Since its arrival, the capsule has undergone final preparations for integration with the second stage of the Falcon 9 rocket as well as loading of nearly all of its cargo elements.
At the same time, engineers also completed manufacturing of the second stage and transported it to the launch site for its role in ensuring that Dragon is inserted into a stable and precise orbit for rendezvous with the ISS.
Additionally, work also progressed on the first stage for the CRS-9 flight.
As with all Falcon 9 first stages, it was transported from its production facility in Hawthorne, California, to SpaceX’s McGregor, Texas, test site, where it underwent a battery of tests to ensure that all propulsion elements and associated systems operated nominally under hot fire conditions.
By the latter part of June, the first stage was wrapped in its black, protective transport attire and taken under security escort across the southern portion of the United States to the launch site.
To date, processing has been extremely smooth for all elements of the CRS-9 mission.
Following the arrival of the first stage at SLC-40 in late June, the stage was received and inspected prior to engineers’ mating it with the second stage.
The Dragon capsule itself was subsequently mated to the top of the second stage earlier this week ahead of static fire operations currently planned for Friday evening/Saturday morning.
For the static fire, SpaceX engineers moved the Falcon 9 and Dragon capsule out to the seaside launch pad Friday afternoon, where the rocket was erected vertically by the Transport Erector (TE) and all necessary and final pad connections and tests made.
Unlike previous static test fires that have all occurred in the afternoon or evening hours, this static fire aimed for a Saturday morning, 16 July (the 47th anniversary of the launch of Apollo 11), test sequence – which involved a dress rehearsal countdown and loading of super chilled cryogenic propellant into the vehicle under the same time constraints that will be experienced on launch day.
Once the super chilled cryogenic propellants were added to the rocket, a simulated launch countdown ignited all nine Merlin 1D engines at the base of the Falcon 9 rocket
With hold down clamps ensuring the rocket remained on the pad, all nine first-stage engines were fired for approximately 3 seconds, with a slew of systems monitoring the health and activity of each engine as well as the overall health and systems of the Falcon 9 itself.
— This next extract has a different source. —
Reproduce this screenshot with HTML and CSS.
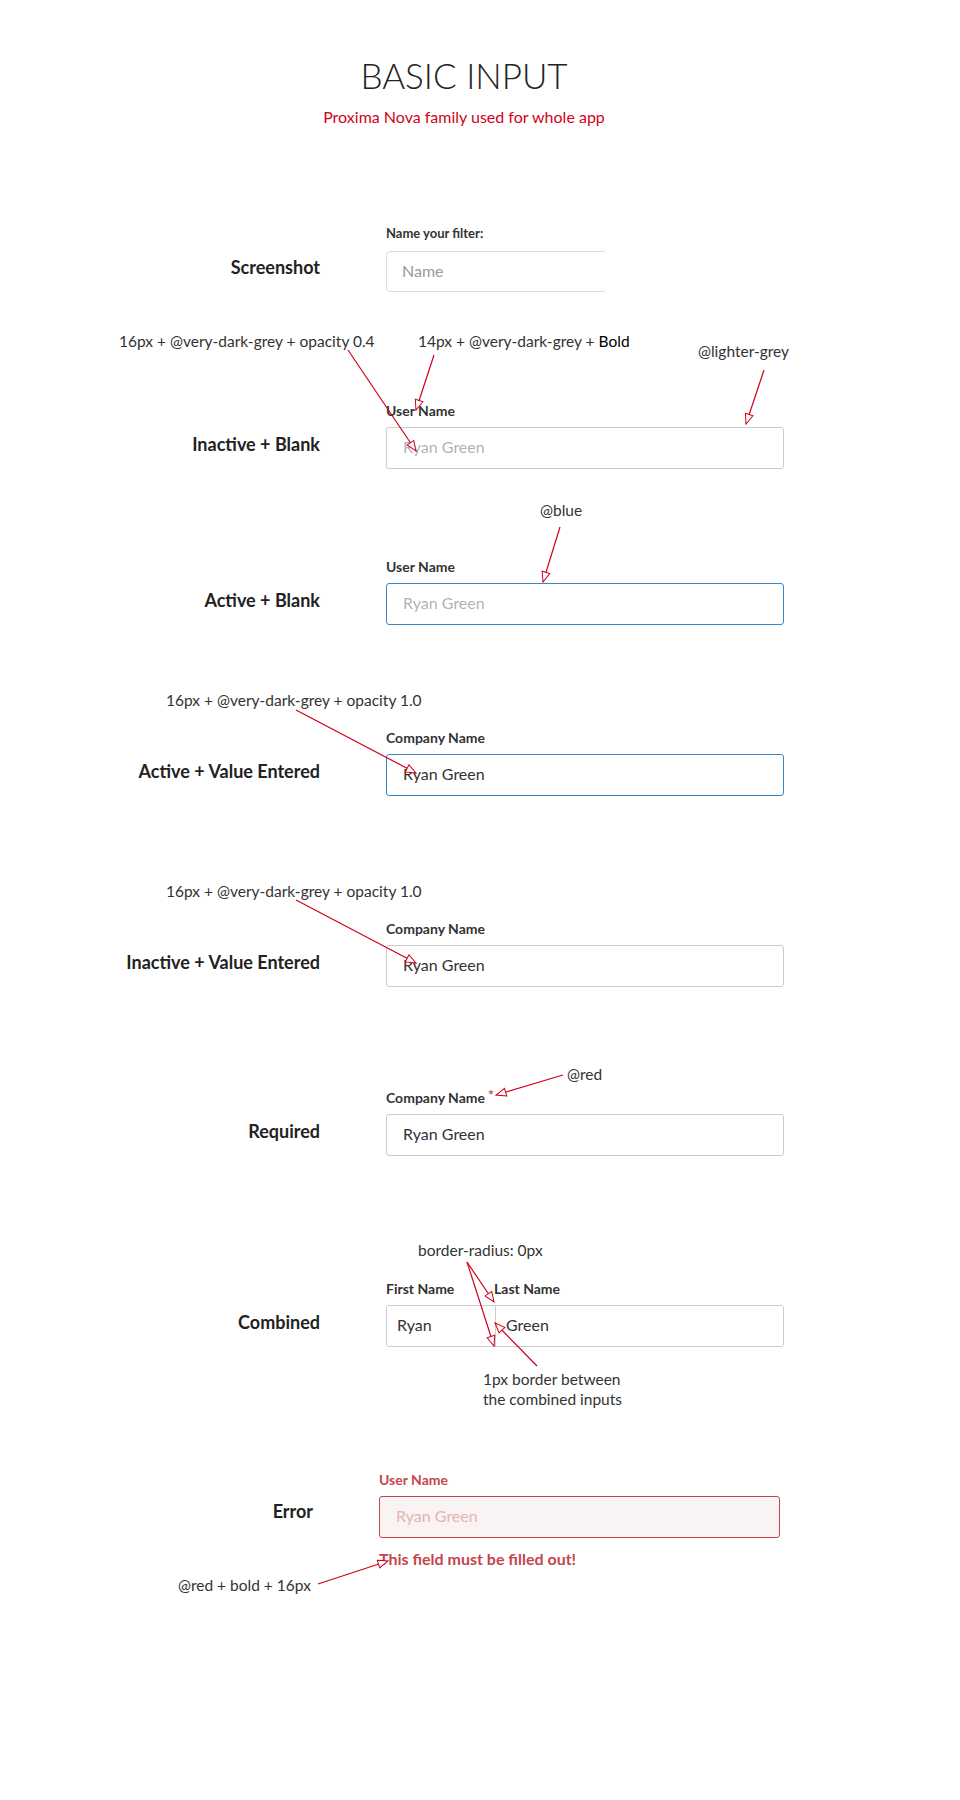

With the test is complete, the vehicle was secured and safed, and its propellants drained from the tanks.
After this, SpaceX engineers will lower the Falcon 9 back to horizontal and transport it back to the HIF, where late-stow, time-sensitive cargo items will be added to the Dragon capsule.
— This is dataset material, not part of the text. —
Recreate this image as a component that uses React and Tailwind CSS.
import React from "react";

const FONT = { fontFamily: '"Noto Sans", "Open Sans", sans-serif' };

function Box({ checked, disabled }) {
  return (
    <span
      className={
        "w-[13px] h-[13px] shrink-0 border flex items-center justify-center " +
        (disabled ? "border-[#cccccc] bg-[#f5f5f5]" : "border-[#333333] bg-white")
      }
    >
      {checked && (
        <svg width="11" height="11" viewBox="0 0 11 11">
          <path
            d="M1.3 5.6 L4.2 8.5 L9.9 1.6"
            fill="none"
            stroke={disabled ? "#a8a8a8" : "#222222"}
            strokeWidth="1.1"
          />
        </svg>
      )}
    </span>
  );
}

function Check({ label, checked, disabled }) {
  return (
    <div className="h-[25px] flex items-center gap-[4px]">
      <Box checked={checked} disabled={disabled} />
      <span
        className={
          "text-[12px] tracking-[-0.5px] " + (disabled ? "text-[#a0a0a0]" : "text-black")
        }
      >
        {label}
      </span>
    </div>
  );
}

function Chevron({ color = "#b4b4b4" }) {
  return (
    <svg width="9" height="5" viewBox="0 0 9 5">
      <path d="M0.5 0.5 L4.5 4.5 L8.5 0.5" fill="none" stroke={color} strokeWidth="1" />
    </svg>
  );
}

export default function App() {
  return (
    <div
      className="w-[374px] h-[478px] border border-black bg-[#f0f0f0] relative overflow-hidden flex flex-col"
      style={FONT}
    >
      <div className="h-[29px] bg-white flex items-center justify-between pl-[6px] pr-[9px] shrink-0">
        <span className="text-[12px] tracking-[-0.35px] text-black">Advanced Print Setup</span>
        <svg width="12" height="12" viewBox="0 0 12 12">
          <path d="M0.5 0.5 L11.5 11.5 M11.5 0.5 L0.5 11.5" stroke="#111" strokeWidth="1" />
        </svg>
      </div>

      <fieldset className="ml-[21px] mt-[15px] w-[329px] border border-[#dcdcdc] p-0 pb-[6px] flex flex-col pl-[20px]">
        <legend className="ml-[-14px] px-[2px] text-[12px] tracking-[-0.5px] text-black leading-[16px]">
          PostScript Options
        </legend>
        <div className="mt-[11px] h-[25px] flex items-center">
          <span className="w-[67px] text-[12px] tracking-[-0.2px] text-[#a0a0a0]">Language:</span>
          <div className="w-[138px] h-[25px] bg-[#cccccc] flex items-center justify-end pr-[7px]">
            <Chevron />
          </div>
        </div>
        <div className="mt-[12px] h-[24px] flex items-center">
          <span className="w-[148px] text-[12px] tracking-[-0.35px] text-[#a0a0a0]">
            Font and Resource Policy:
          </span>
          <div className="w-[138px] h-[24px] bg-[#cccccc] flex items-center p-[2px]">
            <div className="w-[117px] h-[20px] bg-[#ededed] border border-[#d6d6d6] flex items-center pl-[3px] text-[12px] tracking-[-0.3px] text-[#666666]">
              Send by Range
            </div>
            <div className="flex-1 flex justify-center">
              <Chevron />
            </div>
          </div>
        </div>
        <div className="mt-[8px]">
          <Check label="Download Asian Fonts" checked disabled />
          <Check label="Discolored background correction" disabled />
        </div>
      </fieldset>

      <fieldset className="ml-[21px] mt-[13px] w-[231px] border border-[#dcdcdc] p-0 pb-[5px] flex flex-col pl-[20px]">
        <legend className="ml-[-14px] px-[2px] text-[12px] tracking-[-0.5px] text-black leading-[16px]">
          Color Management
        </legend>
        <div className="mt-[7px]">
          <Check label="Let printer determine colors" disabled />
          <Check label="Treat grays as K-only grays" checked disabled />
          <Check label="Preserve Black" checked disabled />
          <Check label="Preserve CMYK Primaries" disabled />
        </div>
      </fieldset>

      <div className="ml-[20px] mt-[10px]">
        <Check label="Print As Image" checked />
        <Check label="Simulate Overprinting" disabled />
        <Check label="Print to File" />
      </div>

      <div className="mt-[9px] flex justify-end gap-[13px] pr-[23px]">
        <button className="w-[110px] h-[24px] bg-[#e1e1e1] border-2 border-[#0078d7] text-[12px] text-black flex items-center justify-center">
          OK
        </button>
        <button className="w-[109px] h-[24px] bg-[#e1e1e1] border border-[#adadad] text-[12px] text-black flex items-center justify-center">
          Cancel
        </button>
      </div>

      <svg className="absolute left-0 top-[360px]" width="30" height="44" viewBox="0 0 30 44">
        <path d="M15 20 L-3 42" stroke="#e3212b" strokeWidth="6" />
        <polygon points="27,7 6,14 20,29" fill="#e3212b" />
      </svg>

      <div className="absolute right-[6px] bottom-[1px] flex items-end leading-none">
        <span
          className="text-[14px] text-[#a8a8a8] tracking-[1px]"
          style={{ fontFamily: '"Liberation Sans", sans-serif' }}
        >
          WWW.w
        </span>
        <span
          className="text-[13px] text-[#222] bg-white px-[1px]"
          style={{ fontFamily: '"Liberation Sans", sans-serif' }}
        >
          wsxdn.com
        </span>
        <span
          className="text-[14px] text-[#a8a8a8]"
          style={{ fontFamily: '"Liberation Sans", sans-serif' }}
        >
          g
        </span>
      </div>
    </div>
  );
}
While this is happening, an intense review of the static fire data will be undertaken by SpaceX engineers ahead of the Launch Readiness Review – which is expected to officially clear the vehicle for launch.
Assuming a good static fire, the Falcon 9 rocket will be returned to the launch pad on Sunday for a targeted 12:45 a.m. EDT (04:45 GMT) liftoff to the ISS on Monday morning (18 July).
If all goes according to plan, a launch on early Monday morning Eastern time would result in Dragon’s arrival at the International Space Station on Wednesday, 20 July — the 47th anniversary of the Apollo 11 moon landing.